+++ PROVIDED MATERIAL
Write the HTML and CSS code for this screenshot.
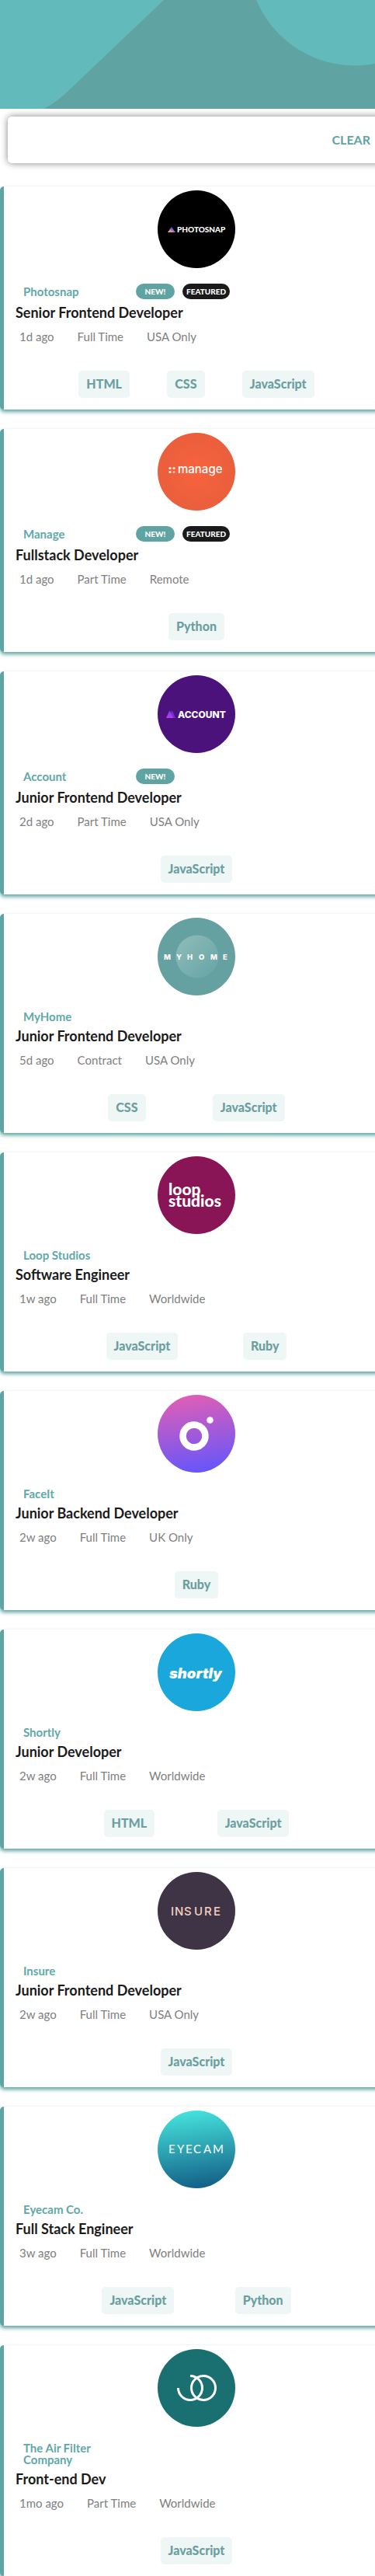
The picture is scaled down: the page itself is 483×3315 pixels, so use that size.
FILE: index.html
```html
<!DOCTYPE html>
<html lang="en">
<head>
<meta charset="utf-8">
<meta name="viewport" content="width=device-width, initial-scale=1">
<title>Job listings</title>
<link rel="stylesheet" href="styles.css">
</head>
<body>
<header class="banner">
  <svg class="banner-art" viewBox="0 0 483 140" preserveAspectRatio="xMinYMin slice" aria-hidden="true">
    <path d="M0 0H211L91 114Q75 130 57 140H0Z"/>
    <circle cx="457" cy="-53" r="137.5"/>
  </svg>
</header>
<main class="page">
  <section class="filter-bar" aria-label="Filters">
    <button class="clear" type="button">CLEAR</button>
  </section>

  <article class="card">
    <svg class="logo" viewBox="0 0 100 100" role="img" aria-label="Photosnap logo">
      <defs><linearGradient id="ps" x1="0" y1="1" x2="1" y2="0"><stop offset="0" stop-color="#ffc593"/><stop offset=".35" stop-color="#d98a9a"/><stop offset=".6" stop-color="#5a60e0"/><stop offset="1" stop-color="#8e3be0"/></linearGradient></defs>
      <circle cx="50" cy="50" r="50"/>
      <path d="M18 47l5 7H13z" fill="url(#ps)"/>
      <text class="logo-text lato" x="25" y="54" font-size="10" font-weight="900">PHOTOSNAP</text>
    </svg>
    <div class="company-row"><span class="company">Photosnap</span><span class="badge">NEW!</span><span class="badge featured">FEATURED</span></div>
    <h2 class="position">Senior Frontend Developer</h2>
    <ul class="meta"><li>1d ago</li><li>Full Time</li><li>USA Only</li></ul>
    <div class="tags"><button type="button">HTML</button><button type="button">CSS</button><button type="button">JavaScript</button></div>
  </article>

  <article class="card">
    <svg class="logo" viewBox="0 0 100 100" role="img" aria-label="Manage logo">
      <defs><radialGradient id="mg"><stop offset="0" stop-color="#f8623d"/><stop offset="1" stop-color="#ea5f3c"/></radialGradient></defs>
      <circle cx="50" cy="50" r="50" fill="url(#mg)"/>
      <g fill="#fff"><circle cx="16" cy="45.500" r="1.500"/><circle cx="21" cy="45.500" r="1.500"/><circle cx="16" cy="50.500" r="1.500"/><circle cx="21" cy="50.500" r="1.500" opacity=".5"/></g>
      <text class="logo-text inter" x="26" y="52" font-size="15" font-weight="500">manage</text>
    </svg>
    <div class="company-row"><span class="company">Manage</span><span class="badge">NEW!</span><span class="badge featured">FEATURED</span></div>
    <h2 class="position">Fullstack Developer</h2>
    <ul class="meta"><li>1d ago</li><li>Part Time</li><li>Remote</li></ul>
    <div class="tags"><button type="button">Python</button></div>
  </article>

  <article class="card">
    <svg class="logo" viewBox="0 0 100 100" role="img" aria-label="Account logo">
      <defs><linearGradient id="ac" x1="0" y1="0" x2="0" y2="1"><stop offset="0" stop-color="#5d45e8"/><stop offset="1" stop-color="#c03bf5"/></linearGradient></defs>
      <circle cx="50" cy="50" r="50" fill="#4b127c"/>
      <path d="M18 45l5 10h-8z" fill="#7434d4" opacity=".7"/><path d="M19 45l4 10h-6z" fill="#7e35d8" opacity=".6"/><path d="M15.500 45l4.500 10h-9z" fill="url(#ac)"/>
      <text class="logo-text inter" x="26" y="54.500" font-size="12" font-weight="800">ACCOUNT</text>
    </svg>
    <div class="company-row"><span class="company">Account</span><span class="badge">NEW!</span></div>
    <h2 class="position">Junior Frontend Developer</h2>
    <ul class="meta"><li>2d ago</li><li>Part Time</li><li>USA Only</li></ul>
    <div class="tags"><button type="button">JavaScript</button></div>
  </article>

  <article class="card">
    <svg class="logo" viewBox="0 0 100 100" role="img" aria-label="MyHome logo">
      <defs><linearGradient id="mh" x1="0" y1="0" x2="1" y2="1"><stop offset="0" stop-color="#8fbdb9"/><stop offset="1" stop-color="#66a3a5"/></linearGradient></defs>
      <circle cx="50" cy="50" r="50" fill="#66a1a2"/><circle cx="51" cy="50" r="27.500" fill="url(#mh)"/>
      <text class="logo-text inter" x="8 24 38 53 68 84" y="53.500" font-size="9.500" font-weight="800">MYHOME</text>
    </svg>
    <div class="company-row"><span class="company">MyHome</span></div>
    <h2 class="position">Junior Frontend Developer</h2>
    <ul class="meta"><li>5d ago</li><li>Contract</li><li>USA Only</li></ul>
    <div class="tags"><button type="button">CSS</button><button type="button">JavaScript</button></div>
  </article>

  <article class="card">
    <svg class="logo" viewBox="0 0 100 100" role="img" aria-label="Loop Studios logo">
      <circle cx="50" cy="50" r="50" fill="#8a1556"/>
      <text class="logo-text lato" font-size="21" font-weight="900"><tspan x="14" y="50">loop</tspan><tspan x="14" y="65">studios</tspan></text>
    </svg>
    <div class="company-row"><span class="company">Loop Studios</span></div>
    <h2 class="position">Software Engineer</h2>
    <ul class="meta"><li>1w ago</li><li>Full Time</li><li>Worldwide</li></ul>
    <div class="tags"><button type="button">JavaScript</button><button type="button">Ruby</button></div>
  </article>

  <article class="card">
    <svg class="logo" viewBox="0 0 100 100" role="img" aria-label="FaceIt logo">
      <defs><linearGradient id="fi" x1=".45" y1="0" x2=".6" y2="1"><stop offset="0" stop-color="#df5eb7"/><stop offset="1" stop-color="#6456fb"/></linearGradient></defs>
      <circle cx="50" cy="50" r="50" fill="url(#fi)"/>
      <circle cx="47" cy="53" r="14.500" fill="none" stroke="#fff" stroke-width="8.500"/><circle cx="67.500" cy="32.500" r="4.300" fill="#fff"/>
    </svg>
    <div class="company-row"><span class="company">FaceIt</span></div>
    <h2 class="position">Junior Backend Developer</h2>
    <ul class="meta"><li>2w ago</li><li>Full Time</li><li>UK Only</li></ul>
    <div class="tags"><button type="button">Ruby</button></div>
  </article>

  <article class="card">
    <svg class="logo" viewBox="0 0 100 100" role="img" aria-label="Shortly logo">
      <circle cx="50" cy="50" r="50" fill="#1aa8dc"/>
      <text class="logo-text inter" x="15" y="57.500" font-size="18.500" font-weight="900" font-style="italic">shortly</text>
    </svg>
    <div class="company-row"><span class="company">Shortly</span></div>
    <h2 class="position">Junior Developer</h2>
    <ul class="meta"><li>2w ago</li><li>Full Time</li><li>Worldwide</li></ul>
    <div class="tags"><button type="button">HTML</button><button type="button">JavaScript</button></div>
  </article>

  <article class="card">
    <svg class="logo" viewBox="0 0 100 100" role="img" aria-label="Insure logo">
      <circle cx="50" cy="50" r="50" fill="#3f3445"/>
      <text class="logo-text insure inter" x="17 22 34 47 60 72" y="55.500" font-size="15" font-weight="500">INSURE</text>
    </svg>
    <div class="company-row"><span class="company">Insure</span></div>
    <h2 class="position">Junior Frontend Developer</h2>
    <ul class="meta"><li>2w ago</li><li>Full Time</li><li>USA Only</li></ul>
    <div class="tags"><button type="button">JavaScript</button></div>
  </article>

  <article class="card">
    <svg class="logo" viewBox="0 0 100 100" role="img" aria-label="Eyecam logo">
      <defs><linearGradient id="ey" x1=".45" y1="0" x2=".58" y2="1"><stop offset="0" stop-color="#45e2dc"/><stop offset="1" stop-color="#135f86"/></linearGradient></defs>
      <circle cx="50" cy="50" r="50" fill="url(#ey)"/>
      <text class="logo-text lato" x="14 25 36 46 59 71" y="55" font-size="15">EYECAM</text>
    </svg>
    <div class="company-row"><span class="company">Eyecam Co.</span></div>
    <h2 class="position">Full Stack Engineer</h2>
    <ul class="meta"><li>3w ago</li><li>Full Time</li><li>Worldwide</li></ul>
    <div class="tags"><button type="button">JavaScript</button><button type="button">Python</button></div>
  </article>

  <article class="card">
    <svg class="logo" viewBox="0 0 100 100" role="img" aria-label="The Air Filter Company logo">
      <circle cx="50" cy="50" r="50" fill="#1a7070"/>
      <g fill="none" stroke="#fff" stroke-width="3"><circle cx="59" cy="50" r="15.500"/><path d="M26.500 50A15.500 15.500 0 1 0 42 34.500"/></g>
    </svg>
    <div class="company-row"><span class="company">The Air Filter Company</span></div>
    <h2 class="position">Front-end Dev</h2>
    <ul class="meta"><li>1mo ago</li><li>Part Time</li><li>Worldwide</li></ul>
    <div class="tags"><button type="button">JavaScript</button></div>
  </article>
</main>
</body>
</html>
```

FILE: styles.css
```css
* {
  box-sizing: border-box;
}

body {
  margin: 0;
  overflow-x: hidden;
  background: #fff;
  color: #1a1a1a;
  font-family: Lato, "Liberation Sans", sans-serif;
}

button {
  border: 0;
  cursor: pointer;
  font-family: inherit;
}

.banner {
  height: 140px;
  overflow: hidden;
  background: #5fa4a2;
}

.banner-art {
  display: block;
  width: 100%;
  height: 100%;
  fill: #63babb;
}

/* The listing runs slightly past the right edge of the window. */
.page {
  display: flex;
  flex-direction: column;
  gap: 25px;
  width: calc(100% + 18px);
  padding-top: 10px;
}

.filter-bar {
  display: flex;
  align-items: center;
  justify-content: flex-end;
  height: 60px;
  margin: 0 0 5px 10px;
  padding-right: 24px;
  border-radius: 5px;
  background: #fff;
  box-shadow: 0 0 10px #808080;
}

.clear {
  padding: 0;
  background: none;
  color: #5fa4a2;
  font-size: 16px;
  font-weight: 700;
  line-height: 20px;
}

.card {
  padding: 5px 0 15px;
  border-left: 5px solid #5fa4a2;
  border-radius: 5px;
  background: #fff;
  box-shadow: 0 3px 5px #5fa4a2;
}

.logo {
  display: block;
  width: 100px;
  height: 100px;
  margin: 0 auto 20px;
}

.logo-text {
  fill: #fff;
}

.insure {
  fill: #f6cfc0;
}

.lato {
  font-family: Lato, sans-serif;
}

.inter {
  font-family: Inter, sans-serif;
}

.company-row {
  display: flex;
  align-items: center;
  gap: 10px;
  padding-left: 25px;
}

.company {
  width: 135px;
  color: #5fa9a8;
  font-size: 15px;
  font-weight: 700;
  line-height: 15px;
}

.badge {
  min-width: 50px;
  padding: 0 5px;
  border-radius: 10px;
  background: #5fa4a2;
  color: #fff;
  font-size: 10px;
  font-weight: 900;
  line-height: 20px;
  text-align: center;
}

.featured {
  background: #1a1a1a;
}

.position {
  margin: 7px 0 13px;
  padding-left: 15px;
  font-size: 18px;
  font-weight: 700;
  line-height: 20px;
}

.meta {
  display: flex;
  gap: 30px;
  margin: 0 0 36px;
  padding: 0 0 0 20px;
  color: #808080;
  font-size: 15px;
  line-height: 16px;
  list-style: none;
}

.tags {
  display: flex;
  justify-content: space-evenly;
  width: 400px;
  max-width: 100%;
  margin: 0 auto;
}

.tags button {
  height: 35px;
  padding: 0 10px 2px;
  border-radius: 5px;
  background: #eef6f6;
  color: #6b9f9f;
  font-size: 16px;
  font-weight: 900;
}
```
++++++
▶ _EXERCISE AIM_
Find the word "page" in the material, then list each line that holds it.

▶ _EXERCISE SOLUTION_
The picture is scaled down: the page itself is 483×3315 pixels, so use that size.
<main class="page">
.page {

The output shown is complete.